=== WHAT TO WORK ON ===
With all pictures omitted, return verbatim the lines from the beginning of the records below through the line containing "import React from".

=== RECORDS PROVIDED ===
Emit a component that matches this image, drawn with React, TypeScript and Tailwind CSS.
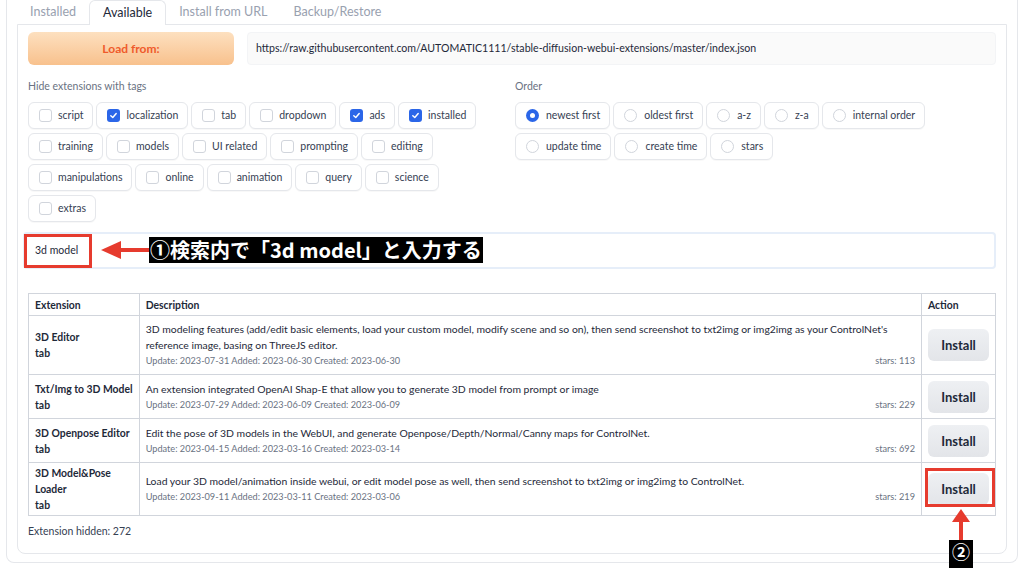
import React from "react";

const tagRows: [string, boolean][][] = [
  [["script", false], ["localization", true], ["tab", false], ["dropdown", false], ["ads", true], ["installed", true]],
  [["training", false], ["models", false], ["UI related", false], ["prompting", false], ["editing", false]],
  [["manipulations", false], ["online", false], ["animation", false], ["query", false], ["science", false]],
  [["extras", false]],
];

const orderRows: string[][] = [
  ["newest first", "oldest first", "a-z", "z-a", "internal order"],
  ["update time", "create time", "stars"],
];

const extensions = [
  {
    name: ["3D Editor"],
    desc: "3D modeling features (add/edit basic elements, load your custom model, modify scene and so on), then send screenshot to txt2img or img2img as your ControlNet's reference image, basing on ThreeJS editor.",
    dates: "Update: 2023-07-31 Added: 2023-06-30 Created: 2023-06-30",
    stars: 113,
    h: "h-[59px]",
  },
  {
    name: ["Txt/Img to 3D Model"],
    desc: "An extension integrated OpenAI Shap-E that allow you to generate 3D model from prompt or image",
    dates: "Update: 2023-07-29 Added: 2023-06-09 Created: 2023-06-09",
    stars: 229,
    h: "h-[44px]",
  },
  {
    name: ["3D Openpose Editor"],
    desc: "Edit the pose of 3D models in the WebUI, and generate Openpose/Depth/Normal/Canny maps for ControlNet.",
    dates: "Update: 2023-04-15 Added: 2023-03-16 Created: 2023-03-14",
    stars: 692,
    h: "h-[44px]",
  },
  {
    name: ["3D Model&Pose", "Loader"],
    desc: "Load your 3D model/animation inside webui, or edit model pose as well, then send screenshot to txt2img or img2img to ControlNet.",
    dates: "Update: 2023-09-11 Added: 2023-03-11 Created: 2023-03-06",
    stars: 219,
    h: "h-[53px]",
  },
];

function Check({ on }: { on: boolean }) {
  if (on)
    return (
      <span className="flex h-[13px] w-[13px] items-center justify-center rounded-[3px] bg-[#2b66e8]">
        <svg width="9" height="9" viewBox="0 0 10 10">
          <path d="M2 5.2 L4.2 7.3 L8 2.8" fill="none" stroke="white" strokeWidth="1.6" strokeLinecap="round" strokeLinejoin="round" />
        </svg>
      </span>
    );
  return <span className="h-[13px] w-[13px] rounded-[3px] border border-gray-300 bg-white" />;
}

function Radio({ on }: { on: boolean }) {
  if (on)
    return (
      <span className="flex h-[13px] w-[13px] items-center justify-center rounded-full bg-[#2b66e8]">
        <span className="h-[5px] w-[5px] rounded-full bg-white" />
      </span>
    );
  return <span className="h-[13px] w-[13px] rounded-full border border-gray-300 bg-white" />;
}

function Pill({ children, radio }: { children: React.ReactNode; radio?: boolean }) {
  return (
    <div
      className={
        radio
          ? "flex h-[27px] items-center gap-[7px] rounded-md border border-gray-200 bg-white pl-[10px] pr-[9px] text-[10.5px] text-gray-700 shadow-[0_1px_1px_rgba(0,0,0,0.03)]"
          : "flex h-[27px] items-center gap-[6px] rounded-md border border-gray-200 bg-white pl-[10px] pr-[9px] text-[10.5px] text-gray-700 shadow-[0_1px_1px_rgba(0,0,0,0.03)]"
      }
    >
      {children}
    </div>
  );
}

export default function App() {
  return (
    <div className="relative h-[568px] w-[1024px] overflow-hidden bg-white font-['Lato','Noto_Sans_CJK_JP',sans-serif] text-gray-700">
      <div className="mx-[6px] rounded-b-lg border-x border-b border-gray-200 px-[10px] pb-[8px]">
        {/* tabs */}
        <div className="flex h-[24px] text-[12.5px]">
          <div className="flex items-center px-[13px] text-gray-400">Installed</div>
          <div className="relative z-10 -mb-px flex items-center rounded-t-md border border-b-0 border-gray-200 bg-white px-[13px] text-gray-800">Available</div>
          <div className="flex items-center px-[13px] text-gray-400">Install from URL</div>
          <div className="flex items-center px-[13px] text-gray-400">Backup/Restore</div>
        </div>

        <div className="rounded-b-lg border border-gray-200 px-[10px] pt-[7px] pb-[15px]">
          {/* load row */}
          <div className="flex gap-[13px]">
            <div className="flex h-[33px] w-[206px] items-center justify-center rounded-md bg-gradient-to-b from-[#fde0bf] to-[#f8c18d] text-[12px] font-bold text-[#ef5b2b]">
              Load from:
            </div>
            <div className="flex h-[33px] flex-1 items-center rounded-sm border border-gray-100 bg-[#fafafa] px-[8px] text-[10.6px] text-gray-800">
              https://raw.githubusercontent.com/AUTOMATIC1111/stable-diffusion-webui-extensions/master/index.json
            </div>
          </div>

          {/* filters */}
          <div className="mt-[14px] grid grid-cols-[475px_1fr] gap-[12px]">
            <div>
              <div className="text-[10.5px] leading-[14px] text-gray-500">Hide extensions with tags</div>
              <div className="mt-[9px] flex flex-col gap-[4px]">
                {tagRows.map((row, i) => (
                  <div key={i} className="flex gap-[3px]">
                    {row.map(([label, on]) => (
                      <Pill key={label}>
                        <Check on={on} />
                        <span>{label}</span>
                      </Pill>
                    ))}
                  </div>
                ))}
              </div>
            </div>
            <div>
              <div className="text-[10.5px] leading-[14px] text-gray-500">Order</div>
              <div className="mt-[9px] flex flex-col gap-[4px]">
                {orderRows.map((row, i) => (
                  <div key={i} className="flex gap-[3px]">
                    {row.map((label) => (
                      <Pill key={label} radio>
                        <Radio on={label === "newest first"} />
                        <span>{label}</span>
                      </Pill>
                    ))}
                  </div>
                ))}
              </div>
            </div>
          </div>

          {/* search */}
          <div className="mt-[10px] -ml-[5px] flex h-[37px] items-center rounded-sm border-2 border-[#e6eef9] bg-white px-[10px] text-[10.5px] text-gray-800">
            3d model
          </div>

          {/* table */}
          <table className="mt-[24px] w-full border-collapse text-[10.4px] leading-[16px]">
            <thead>
              <tr className="h-[22px] text-left font-bold text-gray-800">
                <th className="w-[110px] border border-gray-300 px-[6px]">Extension</th>
                <th className="border border-gray-300 px-[6px]">Description</th>
                <th className="w-[74px] border border-gray-300 px-[6px]">Action</th>
              </tr>
            </thead>
            <tbody>
              {extensions.map((ext) => (
                <tr key={ext.name.join(" ")} className={ext.h}>
                  <td className="whitespace-nowrap border border-gray-300 px-[6px] align-middle font-bold text-gray-800">
                    {ext.name.map((n) => (
                      <div key={n}>{n}</div>
                    ))}
                    <div>tab</div>
                  </td>
                  <td className="border border-gray-300 px-[6px] align-middle text-gray-800">
                    <div>{ext.desc}</div>
                    <div className="flex justify-between text-[9.2px] text-gray-500">
                      <span>{ext.dates}</span>
                      <span>stars: {ext.stars}</span>
                    </div>
                  </td>
                  <td className="border border-gray-300 px-[6px] align-middle">
                    <div className="flex h-[32px] w-[61px] items-center justify-center rounded-md bg-gradient-to-b from-[#eef0f3] to-[#e3e5e9] text-[13px] font-bold text-gray-800">
                      Install
                    </div>
                  </td>
                </tr>
              ))}
            </tbody>
          </table>

          <div className="mt-[8px] text-[10.5px] leading-[14px] text-gray-700">Extension hidden: 272</div>
        </div>
      </div>

      {/* annotations */}
      <div className="absolute left-[24px] top-[234px] h-[34px] w-[68px] border-[3px] border-[#e63b2e]" />
      <svg className="absolute left-[101px] top-[240px]" width="50" height="20" viewBox="0 0 50 20">
        <rect x="16" y="8" width="34" height="4" fill="#e63b2e" />
        <polygon points="0,10 20,1 20,19" fill="#e63b2e" />
      </svg>
      <div className="absolute left-[149px] top-[237px] flex h-[26px] items-center bg-black px-[1px] font-['Noto_Sans_CJK_JP',sans-serif] text-[20px] font-bold leading-none text-white">
        ①検索内で「3d model」と入力する
      </div>

      <div className="absolute left-[925px] top-[468px] h-[39px] w-[70px] border-[3px] border-[#e63b2e]" />
      <svg className="absolute left-[951px] top-[509px]" width="20" height="32" viewBox="0 0 20 32">
        <polygon points="10,0 1,13 19,13" fill="#e63b2e" />
        <rect x="8" y="12" width="4" height="20" fill="#e63b2e" />
      </svg>
      <div className="absolute left-[949px] top-[540px] flex h-[28px] w-[24px] items-start justify-center bg-black pt-[2px] font-['Noto_Sans_CJK_JP',sans-serif] text-[18px] font-bold leading-none text-white">
        ②
      </div>
    </div>
  );
}
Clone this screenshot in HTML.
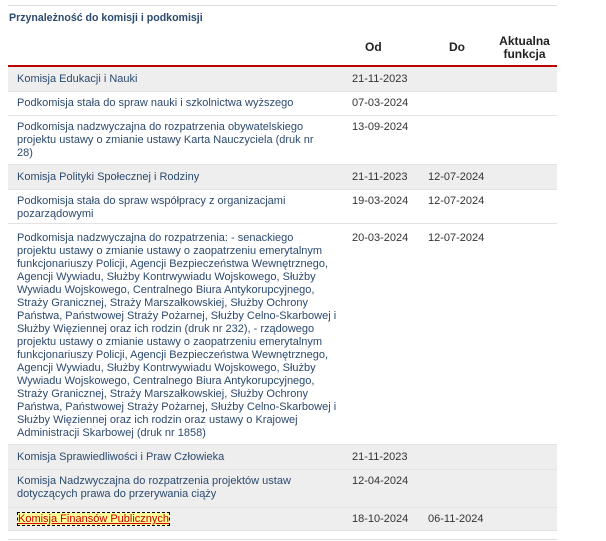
<!DOCTYPE html>
<html><head><meta charset="utf-8"><style>
body{margin:0;background:#fff;width:606px;height:541px;overflow:hidden;font-family:"Liberation Sans",Tahoma,sans-serif;font-size:11px;color:#2b4a6e}
.wrap{position:absolute;left:8px;top:5px;width:549px;border-top:1px solid #ddd}
h3{margin:0;font-size:10.6px;font-weight:bold;color:#2b4a6e;position:absolute;left:1px;top:6px;white-space:nowrap}
table{position:absolute;left:8px;top:30px;width:549px;border-collapse:collapse}
th{font-weight:bold;font-size:12px;color:#222;line-height:13px;vertical-align:middle;text-align:center;height:35px;border-bottom:2px solid #b00;padding:0}
td{vertical-align:top;line-height:13px;padding:5px 0 5px 9px;border-bottom:1px solid #e2e2e2;white-space:nowrap;color:#2b4a6e}
td.d{padding-left:0;color:#333}
tr.g td{background:#eee}
.f{color:#c00;background:#ffff99;outline:1px dashed #000;text-decoration:underline}
.bottom{position:absolute;left:8px;top:539px;width:549px;border-top:1px solid #ddd}
</style></head><body>
<div class="wrap"><h3>Przynależność do komisji i podkomisji</h3></div>
<table>
<colgroup><col style="width:344px"><col style="width:76px"><col style="width:68px"><col></colgroup>
<tr><th></th><th style="text-align:left;padding-left:13px">Od</th><th style="text-align:left;padding-left:21px">Do</th><th style="padding-right:4px">Aktualna<br>funkcja</th></tr>
<tr class="g"><td style="height:13px;padding-top:6px">Komisja Edukacji i Nauki</td><td class="d" style="padding-top:6px">21-11-2023</td><td></td><td></td></tr>
<tr><td>Podkomisja stała do spraw nauki i szkolnictwa wyższego</td><td class="d">07-03-2024</td><td></td><td></td></tr>
<tr><td style="padding-bottom:4px">Podkomisja nadzwyczajna do rozpatrzenia obywatelskiego<br>projektu ustawy o zmianie ustawy Karta Nauczyciela (druk nr<br>28)</td><td class="d">13-09-2024</td><td></td><td></td></tr>
<tr class="g"><td style="padding-top:6px">Komisja Polityki Społecznej i Rodziny</td><td class="d" style="padding-top:6px">21-11-2023</td><td class="d" style="padding-top:6px">12-07-2024</td><td></td></tr>
<tr><td style="padding-bottom:2px">Podkomisja stała do spraw współpracy z organizacjami<br>pozarządowymi</td><td class="d">19-03-2024</td><td class="d">12-07-2024</td><td></td></tr>
<tr><td style="padding-top:8px;padding-bottom:4px">Podkomisja nadzwyczajna do rozpatrzenia: - senackiego<br>projektu ustawy o zmianie ustawy o zaopatrzeniu emerytalnym<br>funkcjonariuszy Policji, Agencji Bezpieczeństwa Wewnętrznego,<br>Agencji Wywiadu, Służby Kontrwywiadu Wojskowego, Służby<br>Wywiadu Wojskowego, Centralnego Biura Antykorupcyjnego,<br>Straży Granicznej, Straży Marszałkowskiej, Służby Ochrony<br>Państwa, Państwowej Straży Pożarnej, Służby Celno-Skarbowej i<br>Służby Więziennej oraz ich rodzin (druk nr 232), - rządowego<br>projektu ustawy o zmianie ustawy o zaopatrzeniu emerytalnym<br>funkcjonariuszy Policji, Agencji Bezpieczeństwa Wewnętrznego,<br>Agencji Wywiadu, Służby Kontrwywiadu Wojskowego, Służby<br>Wywiadu Wojskowego, Centralnego Biura Antykorupcyjnego,<br>Straży Granicznej, Straży Marszałkowskiej, Służby Ochrony<br>Państwa, Państwowej Straży Pożarnej, Służby Celno-Skarbowej i<br>Służby Więziennej oraz ich rodzin oraz ustawy o Krajowej<br>Administracji Skarbowej (druk nr 1858)</td><td class="d" style="padding-top:8px">20-03-2024</td><td class="d" style="padding-top:8px">12-07-2024</td><td></td></tr>
<tr class="g"><td style="padding-top:6px">Komisja Sprawiedliwości i Praw Człowieka</td><td class="d" style="padding-top:6px">21-11-2023</td><td></td><td></td></tr>
<tr class="g"><td style="padding-bottom:6px">Komisja Nadzwyczajna do rozpatrzenia projektów ustaw<br>dotyczących prawa do przerywania ciąży</td><td class="d">12-04-2024</td><td></td><td></td></tr>
<tr class="g"><td style="padding-top:5px;padding-bottom:4px;padding-left:10px"><span class="f">Komisja Finansów Publicznych</span></td><td class="d" style="padding-top:5px;padding-bottom:4px">18-10-2024</td><td class="d" style="padding-top:5px;padding-bottom:4px">06-11-2024</td><td></td></tr>
</table>
<div class="bottom"></div>
</body></html>
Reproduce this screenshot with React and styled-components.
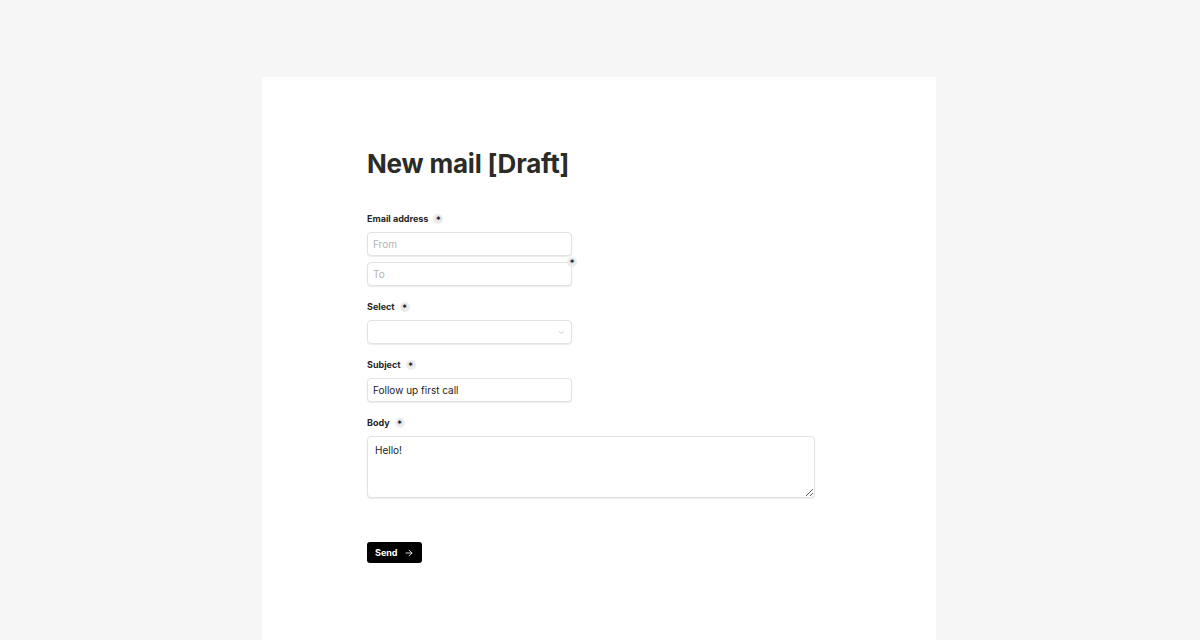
import styled, { createGlobalStyle } from "styled-components";
import { ChevronDown, ArrowRight } from "lucide-react";

const GlobalStyle = createGlobalStyle`
  html, body {
    margin: 0;
    padding: 0;
    background: #f6f6f6;
    font-family: "Inter", "Liberation Sans", sans-serif;
    color: #2b2b27;
  }
`;

const Page = styled.div`
  display: flex;
  justify-content: center;
  padding: 77px 2px 0 0;
  min-height: 640px;
  box-sizing: border-box;
`;

const Card = styled.main`
  width: 674px;
  min-height: 563px;
  background: #fff;
  box-sizing: border-box;
  padding: 70px 105px 60px;
`;

const Title = styled.h1`
  margin: 0 0 31px;
  font-size: 26px;
  line-height: 34px;
  font-weight: 700;
  letter-spacing: -0.2px;
  color: #2b2b27;
`;

const Form = styled.form`
  display: flex;
  flex-direction: column;
`;

const Field = styled.div`
  display: flex;
  flex-direction: column;
  gap: 6px;
  margin-bottom: 14px;
`;

const Label = styled.label`
  display: flex;
  align-items: center;
  gap: 5px;
  font-size: 9px;
  line-height: 14px;
  font-weight: 700;
  color: #262626;
`;

const Required = styled.span`
  display: inline-flex;
  align-items: center;
  justify-content: center;
  width: 10px;
  height: 10px;
  border-radius: 50%;
  background: #ececec;
  font-family: "DejaVu Sans", sans-serif;
  font-size: 8px;
  font-weight: 700;
  line-height: 1;
  color: #111;
  padding-top: 3px;
  box-sizing: border-box;
`;

const Stack = styled.div`
  display: flex;
  flex-direction: column;
  gap: 6px;
`;

const InputWrap = styled.div`
  position: relative;
  width: 205px;
`;

const Corner = styled(Required)`
  position: absolute;
  top: -5px;
  right: -5px;
`;

const Input = styled.input`
  display: block;
  width: 100%;
  height: 24px;
  box-sizing: border-box;
  border: 1px solid #e2e2e2;
  border-radius: 4px;
  box-shadow: 0 1px 1px rgba(0, 0, 0, 0.08);
  padding: 0 5px;
  font-family: inherit;
  font-size: 10px;
  color: #222;
  background: #fff;
  outline: none;

  &::placeholder {
    color: #b4b4b4;
  }
`;

const SelectBox = styled.div`
  width: 205px;
  height: 24px;
  box-sizing: border-box;
  border: 1px solid #e2e2e2;
  border-radius: 4px;
  box-shadow: 0 1px 1px rgba(0, 0, 0, 0.08);
  display: flex;
  align-items: center;
  justify-content: flex-end;
  padding-right: 5px;
  color: #a8a8a8;
`;

const TextArea = styled.textarea`
  display: block;
  width: 448px;
  height: 62px;
  box-sizing: border-box;
  border: 1px solid #e2e2e2;
  border-radius: 4px;
  box-shadow: 0 1px 1px rgba(0, 0, 0, 0.08);
  padding: 6px 7px;
  font-family: inherit;
  font-size: 10px;
  line-height: 14px;
  color: #222;
  outline: none;
  resize: vertical;
`;

const Send = styled.button`
  margin-top: 30px;
  align-self: flex-start;
  display: inline-flex;
  align-items: center;
  gap: 6px;
  height: 21px;
  padding: 0 8px;
  border: none;
  border-radius: 3px;
  background: #000;
  color: #fff;
  font-family: inherit;
  font-size: 9px;
  font-weight: 700;
  cursor: pointer;
`;

export default function App() {
  return (
    <>
      <GlobalStyle />
      <Page>
        <Card>
          <Title>New mail [Draft]</Title>
          <Form onSubmit={(e) => e.preventDefault()}>
            <Field>
              <Label>
                Email address <Required>*</Required>
              </Label>
              <Stack>
                <InputWrap>
                  <Input placeholder="From" />
                </InputWrap>
                <InputWrap>
                  <Input placeholder="To" />
                  <Corner>*</Corner>
                </InputWrap>
              </Stack>
            </Field>
            <Field>
              <Label>
                Select <Required>*</Required>
              </Label>
              <SelectBox>
                <ChevronDown size={9} strokeWidth={1.5} />
              </SelectBox>
            </Field>
            <Field>
              <Label>
                Subject <Required>*</Required>
              </Label>
              <InputWrap>
                <Input defaultValue="Follow up first call" />
              </InputWrap>
            </Field>
            <Field>
              <Label>
                Body <Required>*</Required>
              </Label>
              <TextArea defaultValue="Hello!" />
            </Field>
            <Send type="submit">
              Send <ArrowRight size={10} strokeWidth={2} />
            </Send>
          </Form>
        </Card>
      </Page>
    </>
  );
}
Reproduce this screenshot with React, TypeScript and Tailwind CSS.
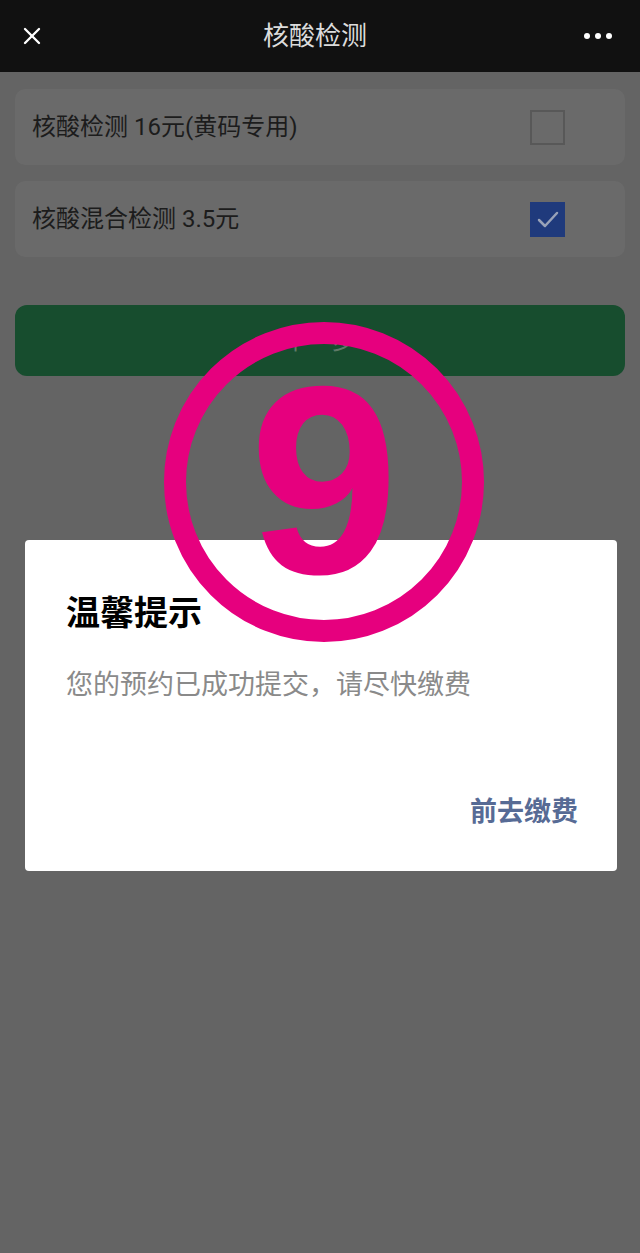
import { X } from 'lucide-react';

const font = { fontFamily: 'Roboto, "Noto Sans CJK SC", sans-serif' };

function Option({ label, checked }: { label: string; checked: boolean }) {
  return (
    <div className="flex items-center justify-between h-[76px] rounded-[10px] bg-[#6a6a6a] pl-[17px] pr-[60px]">
      <span className="text-[24px] text-[#1c1c1c]">{label}</span>
      {checked ? (
        <div className="w-[35px] h-[35px] bg-[#1f3a7c] flex items-center justify-center">
          <svg width="24" height="24" viewBox="0 0 24 24" fill="none">
            <path d="M3 13 L9 19 L21 6" stroke="#98a2b8" strokeWidth="2.5" strokeLinecap="round" strokeLinejoin="round" />
          </svg>
        </div>
      ) : (
        <div className="w-[35px] h-[35px] border-2 border-[#585858]" />
      )}
    </div>
  );
}

export default function App() {
  return (
    <div className="relative h-[1253px] bg-[#646464] overflow-hidden" style={font}>
      {/* nav bar */}
      <div className="h-[72px] bg-[#111111] flex items-center justify-between px-[18px]">
        <X className="w-[28px] h-[28px] text-white" strokeWidth={2} />
        <span className="text-[26px] text-[#dcdcdc]">核酸检测</span>
        <div className="flex items-center gap-[5px] pr-[10px]">
          <span className="w-[6px] h-[6px] rounded-full bg-white" />
          <span className="w-[6px] h-[6px] rounded-full bg-white" />
          <span className="w-[6px] h-[6px] rounded-full bg-white" />
        </div>
      </div>

      <div className="px-[15px] pt-[17px] flex flex-col gap-[16px]">
        <Option label="核酸检测 16元(黄码专用)" checked={false} />
        <Option label="核酸混合检测 3.5元" checked />
        <button className="mt-[32px] h-[71px] rounded-[12px] bg-[#174d2e] text-[24px] text-[#5f7a68]">
          下一步
        </button>
      </div>

      {/* dialog */}
      <div className="absolute top-[540px] left-[25px] w-[592px] h-[331px] bg-white rounded-[4px] flex flex-col pl-[41px] pr-[39px]">
        <h2 className="mt-[53px] text-[34px] font-bold leading-[40px] text-black">温馨提示</h2>
        <p className="mt-[35px] text-[27px] leading-[34px] text-[#8a8a8a]">您的预约已成功提交，请尽快缴费</p>
        <div className="mt-auto mb-[41px] flex justify-end">
          <span className="text-[27px] leading-[36px] font-bold text-[#576b95]">前去缴费</span>
        </div>
      </div>

      {/* step annotation */}
      <div className="absolute left-[164px] top-[322px] w-[320px] h-[320px] flex items-center justify-center">
        <svg className="absolute inset-0" width="320" height="320" viewBox="0 0 320 320">
          <circle cx="160" cy="160" r="149" fill="none" stroke="#e6007e" strokeWidth="22" />
        </svg>
        <span
          className="relative text-[268px] leading-none font-bold text-[#e6007e] -mt-[4px]"
          style={{ fontFamily: '"Liberation Sans", Arial, sans-serif' }}
        >
          9
        </span>
      </div>
    </div>
  );
}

=== SOLUTION TO THIS PROBLEM ===
Emit a component that matches this image, drawn with React, TypeScript and Tailwind CSS.
import React from "react";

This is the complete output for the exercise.